Set problem: The material below includes pictures; leave them out and return only the lines between the line containing "Convert this screenshot" and the line containing "ChevronDown, ChevronUp, X", inclusive, word for word.

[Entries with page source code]
==*==

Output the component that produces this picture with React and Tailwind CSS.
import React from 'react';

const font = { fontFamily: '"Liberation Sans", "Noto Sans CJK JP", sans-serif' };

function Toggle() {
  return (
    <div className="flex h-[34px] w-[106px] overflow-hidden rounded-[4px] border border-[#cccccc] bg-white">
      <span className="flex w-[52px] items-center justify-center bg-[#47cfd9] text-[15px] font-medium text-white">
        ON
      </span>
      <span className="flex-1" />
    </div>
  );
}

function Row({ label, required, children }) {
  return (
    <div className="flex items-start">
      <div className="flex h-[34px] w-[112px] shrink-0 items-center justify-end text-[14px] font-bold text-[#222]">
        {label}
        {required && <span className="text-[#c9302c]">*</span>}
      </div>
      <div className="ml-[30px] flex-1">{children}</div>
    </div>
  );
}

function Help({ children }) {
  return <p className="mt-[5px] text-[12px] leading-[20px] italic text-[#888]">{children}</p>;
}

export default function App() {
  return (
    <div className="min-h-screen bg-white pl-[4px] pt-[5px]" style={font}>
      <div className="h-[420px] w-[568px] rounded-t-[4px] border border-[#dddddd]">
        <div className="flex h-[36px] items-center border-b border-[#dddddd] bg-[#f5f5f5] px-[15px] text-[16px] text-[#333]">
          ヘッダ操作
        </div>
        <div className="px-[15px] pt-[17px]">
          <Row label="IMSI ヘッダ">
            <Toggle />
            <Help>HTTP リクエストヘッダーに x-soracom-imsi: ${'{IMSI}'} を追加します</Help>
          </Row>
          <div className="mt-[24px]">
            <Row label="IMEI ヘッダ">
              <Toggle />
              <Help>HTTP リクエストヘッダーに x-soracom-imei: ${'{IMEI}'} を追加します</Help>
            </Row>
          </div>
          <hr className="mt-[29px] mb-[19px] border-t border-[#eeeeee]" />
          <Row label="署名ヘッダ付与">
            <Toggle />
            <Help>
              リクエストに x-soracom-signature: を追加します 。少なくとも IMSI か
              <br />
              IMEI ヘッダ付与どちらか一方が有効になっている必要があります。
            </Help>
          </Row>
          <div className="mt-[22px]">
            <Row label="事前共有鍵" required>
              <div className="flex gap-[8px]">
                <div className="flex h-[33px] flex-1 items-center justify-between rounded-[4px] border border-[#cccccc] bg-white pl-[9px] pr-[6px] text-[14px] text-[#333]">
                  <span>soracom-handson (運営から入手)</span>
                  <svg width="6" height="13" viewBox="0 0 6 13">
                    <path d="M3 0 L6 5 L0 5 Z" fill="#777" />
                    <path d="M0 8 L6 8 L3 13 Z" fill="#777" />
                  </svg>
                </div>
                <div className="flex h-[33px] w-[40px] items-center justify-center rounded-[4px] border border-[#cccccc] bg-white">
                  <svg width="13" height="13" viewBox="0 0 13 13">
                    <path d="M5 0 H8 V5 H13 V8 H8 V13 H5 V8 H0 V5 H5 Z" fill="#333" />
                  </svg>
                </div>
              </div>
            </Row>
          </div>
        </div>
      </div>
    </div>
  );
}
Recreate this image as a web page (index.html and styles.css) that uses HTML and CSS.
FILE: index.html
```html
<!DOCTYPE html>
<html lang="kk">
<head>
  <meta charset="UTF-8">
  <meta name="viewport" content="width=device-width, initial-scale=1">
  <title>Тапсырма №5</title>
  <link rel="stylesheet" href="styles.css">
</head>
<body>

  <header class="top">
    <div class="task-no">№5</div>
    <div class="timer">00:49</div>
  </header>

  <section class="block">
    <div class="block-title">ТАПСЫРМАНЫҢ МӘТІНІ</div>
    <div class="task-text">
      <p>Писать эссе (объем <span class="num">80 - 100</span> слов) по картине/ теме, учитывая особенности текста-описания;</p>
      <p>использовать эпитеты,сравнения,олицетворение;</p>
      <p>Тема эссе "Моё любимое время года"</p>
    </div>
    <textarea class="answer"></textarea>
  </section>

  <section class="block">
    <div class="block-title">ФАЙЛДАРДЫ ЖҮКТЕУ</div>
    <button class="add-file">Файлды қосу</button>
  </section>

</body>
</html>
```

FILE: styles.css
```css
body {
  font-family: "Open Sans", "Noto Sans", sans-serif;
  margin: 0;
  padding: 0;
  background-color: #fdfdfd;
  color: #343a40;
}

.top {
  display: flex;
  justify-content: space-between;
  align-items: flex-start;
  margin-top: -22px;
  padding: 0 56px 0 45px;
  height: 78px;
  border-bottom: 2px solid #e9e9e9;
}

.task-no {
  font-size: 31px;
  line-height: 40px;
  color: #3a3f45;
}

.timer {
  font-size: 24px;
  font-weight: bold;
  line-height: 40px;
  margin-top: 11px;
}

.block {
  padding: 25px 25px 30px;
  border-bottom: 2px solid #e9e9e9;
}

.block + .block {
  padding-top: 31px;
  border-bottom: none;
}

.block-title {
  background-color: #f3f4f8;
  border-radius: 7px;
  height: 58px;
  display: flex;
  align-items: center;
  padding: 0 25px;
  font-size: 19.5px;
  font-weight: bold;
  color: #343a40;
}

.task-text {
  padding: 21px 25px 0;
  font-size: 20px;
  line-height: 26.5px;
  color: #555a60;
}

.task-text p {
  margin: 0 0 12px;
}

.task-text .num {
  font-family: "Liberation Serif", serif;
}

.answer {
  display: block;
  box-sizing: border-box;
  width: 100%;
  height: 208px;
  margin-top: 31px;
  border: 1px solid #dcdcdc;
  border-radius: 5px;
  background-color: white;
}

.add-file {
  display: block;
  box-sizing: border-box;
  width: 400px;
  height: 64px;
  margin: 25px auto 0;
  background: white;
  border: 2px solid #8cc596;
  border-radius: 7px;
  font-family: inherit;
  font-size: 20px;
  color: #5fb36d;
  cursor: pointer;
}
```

==*==

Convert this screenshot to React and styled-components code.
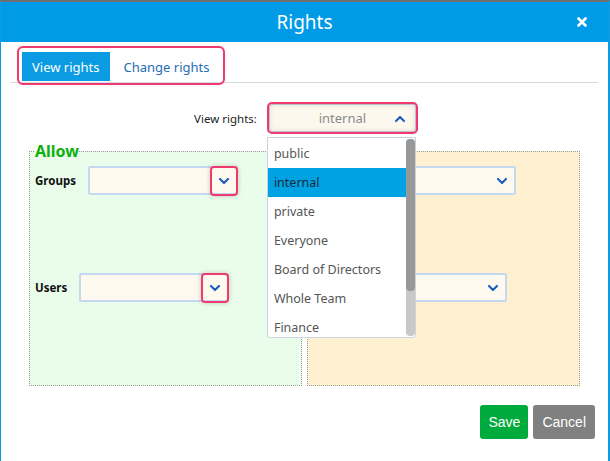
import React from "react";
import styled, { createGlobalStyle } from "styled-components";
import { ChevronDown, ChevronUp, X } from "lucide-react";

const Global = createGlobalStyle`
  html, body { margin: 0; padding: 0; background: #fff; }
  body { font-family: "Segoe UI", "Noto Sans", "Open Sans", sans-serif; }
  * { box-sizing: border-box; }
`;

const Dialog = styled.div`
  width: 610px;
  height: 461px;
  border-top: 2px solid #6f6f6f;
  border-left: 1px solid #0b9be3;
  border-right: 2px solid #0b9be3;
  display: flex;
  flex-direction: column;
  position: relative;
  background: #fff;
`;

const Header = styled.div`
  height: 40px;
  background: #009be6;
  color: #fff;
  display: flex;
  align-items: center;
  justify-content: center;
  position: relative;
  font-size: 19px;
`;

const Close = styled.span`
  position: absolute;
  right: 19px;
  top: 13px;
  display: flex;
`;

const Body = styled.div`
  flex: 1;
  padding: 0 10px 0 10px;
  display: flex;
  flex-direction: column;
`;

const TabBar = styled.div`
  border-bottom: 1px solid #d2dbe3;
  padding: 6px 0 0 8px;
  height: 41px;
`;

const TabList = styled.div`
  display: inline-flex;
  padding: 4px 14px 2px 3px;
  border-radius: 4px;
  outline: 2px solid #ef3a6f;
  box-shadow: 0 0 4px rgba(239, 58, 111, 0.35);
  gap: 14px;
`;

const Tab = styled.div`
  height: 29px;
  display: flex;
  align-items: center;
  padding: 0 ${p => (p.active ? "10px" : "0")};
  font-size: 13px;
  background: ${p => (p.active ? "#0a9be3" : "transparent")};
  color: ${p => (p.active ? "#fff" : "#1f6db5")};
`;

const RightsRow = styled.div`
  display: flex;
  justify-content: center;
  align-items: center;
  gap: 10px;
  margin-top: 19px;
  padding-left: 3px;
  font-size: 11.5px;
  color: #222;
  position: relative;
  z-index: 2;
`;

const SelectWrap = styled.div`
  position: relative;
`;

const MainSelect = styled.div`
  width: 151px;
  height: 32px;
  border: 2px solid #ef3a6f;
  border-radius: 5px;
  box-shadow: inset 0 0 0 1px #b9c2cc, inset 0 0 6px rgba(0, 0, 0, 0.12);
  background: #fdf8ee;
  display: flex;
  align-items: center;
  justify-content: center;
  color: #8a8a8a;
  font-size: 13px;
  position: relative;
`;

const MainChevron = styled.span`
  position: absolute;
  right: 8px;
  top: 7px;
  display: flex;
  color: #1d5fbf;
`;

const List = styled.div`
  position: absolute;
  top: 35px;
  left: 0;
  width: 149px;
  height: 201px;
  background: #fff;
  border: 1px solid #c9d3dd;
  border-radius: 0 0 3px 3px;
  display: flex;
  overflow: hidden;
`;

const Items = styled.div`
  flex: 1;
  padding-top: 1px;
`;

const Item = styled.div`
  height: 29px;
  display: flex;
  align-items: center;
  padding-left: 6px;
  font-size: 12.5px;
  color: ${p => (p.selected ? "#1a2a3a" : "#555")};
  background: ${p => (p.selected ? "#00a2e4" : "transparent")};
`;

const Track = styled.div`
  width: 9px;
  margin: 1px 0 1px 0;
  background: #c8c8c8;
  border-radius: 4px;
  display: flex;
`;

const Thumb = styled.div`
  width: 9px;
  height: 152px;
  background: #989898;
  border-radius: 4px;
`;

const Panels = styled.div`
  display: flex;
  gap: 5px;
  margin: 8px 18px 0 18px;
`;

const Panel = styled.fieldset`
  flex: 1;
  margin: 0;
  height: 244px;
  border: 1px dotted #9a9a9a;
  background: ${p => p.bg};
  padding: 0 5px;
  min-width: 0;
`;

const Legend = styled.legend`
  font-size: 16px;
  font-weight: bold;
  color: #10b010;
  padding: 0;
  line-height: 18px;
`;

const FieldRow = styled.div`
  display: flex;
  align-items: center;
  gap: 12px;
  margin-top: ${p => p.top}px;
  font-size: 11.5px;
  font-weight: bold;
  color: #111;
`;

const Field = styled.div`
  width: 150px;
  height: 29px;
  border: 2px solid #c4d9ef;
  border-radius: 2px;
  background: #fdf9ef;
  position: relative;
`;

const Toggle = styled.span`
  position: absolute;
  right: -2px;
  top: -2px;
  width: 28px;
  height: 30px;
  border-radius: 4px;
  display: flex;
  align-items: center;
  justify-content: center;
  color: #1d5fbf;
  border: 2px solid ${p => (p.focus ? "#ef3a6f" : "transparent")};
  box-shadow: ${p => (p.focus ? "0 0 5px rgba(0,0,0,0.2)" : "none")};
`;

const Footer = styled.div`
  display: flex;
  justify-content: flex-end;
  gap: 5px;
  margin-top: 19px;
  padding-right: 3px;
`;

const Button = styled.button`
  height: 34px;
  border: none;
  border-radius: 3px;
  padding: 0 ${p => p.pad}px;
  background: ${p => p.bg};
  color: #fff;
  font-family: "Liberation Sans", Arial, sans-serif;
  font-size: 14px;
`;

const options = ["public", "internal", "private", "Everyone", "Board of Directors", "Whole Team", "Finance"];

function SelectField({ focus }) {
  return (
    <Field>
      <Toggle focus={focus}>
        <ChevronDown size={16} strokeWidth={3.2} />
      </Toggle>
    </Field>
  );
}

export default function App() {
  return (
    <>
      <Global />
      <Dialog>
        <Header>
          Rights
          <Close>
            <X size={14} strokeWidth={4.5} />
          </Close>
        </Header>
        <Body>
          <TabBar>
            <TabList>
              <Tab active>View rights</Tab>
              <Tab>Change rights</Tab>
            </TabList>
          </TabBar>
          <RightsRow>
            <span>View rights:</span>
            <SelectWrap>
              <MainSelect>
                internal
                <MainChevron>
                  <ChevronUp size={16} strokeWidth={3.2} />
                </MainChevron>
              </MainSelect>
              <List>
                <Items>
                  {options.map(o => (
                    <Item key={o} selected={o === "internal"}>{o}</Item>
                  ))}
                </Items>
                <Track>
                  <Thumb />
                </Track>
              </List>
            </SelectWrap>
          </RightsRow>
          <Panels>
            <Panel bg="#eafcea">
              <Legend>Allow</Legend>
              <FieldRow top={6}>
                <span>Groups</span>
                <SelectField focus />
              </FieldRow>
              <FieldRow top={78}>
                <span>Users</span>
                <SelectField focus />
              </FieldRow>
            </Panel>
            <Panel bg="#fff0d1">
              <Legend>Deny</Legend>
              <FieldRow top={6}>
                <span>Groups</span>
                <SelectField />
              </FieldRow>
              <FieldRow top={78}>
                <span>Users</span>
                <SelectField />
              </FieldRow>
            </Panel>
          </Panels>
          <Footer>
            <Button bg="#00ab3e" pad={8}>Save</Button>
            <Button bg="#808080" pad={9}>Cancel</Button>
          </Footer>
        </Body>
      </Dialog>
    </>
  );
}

==*==

Result for this task:
Convert this screenshot to React and styled-components code.
import React from "react";
import styled, { createGlobalStyle } from "styled-components";
import { ChevronDown, ChevronUp, X } from "lucide-react";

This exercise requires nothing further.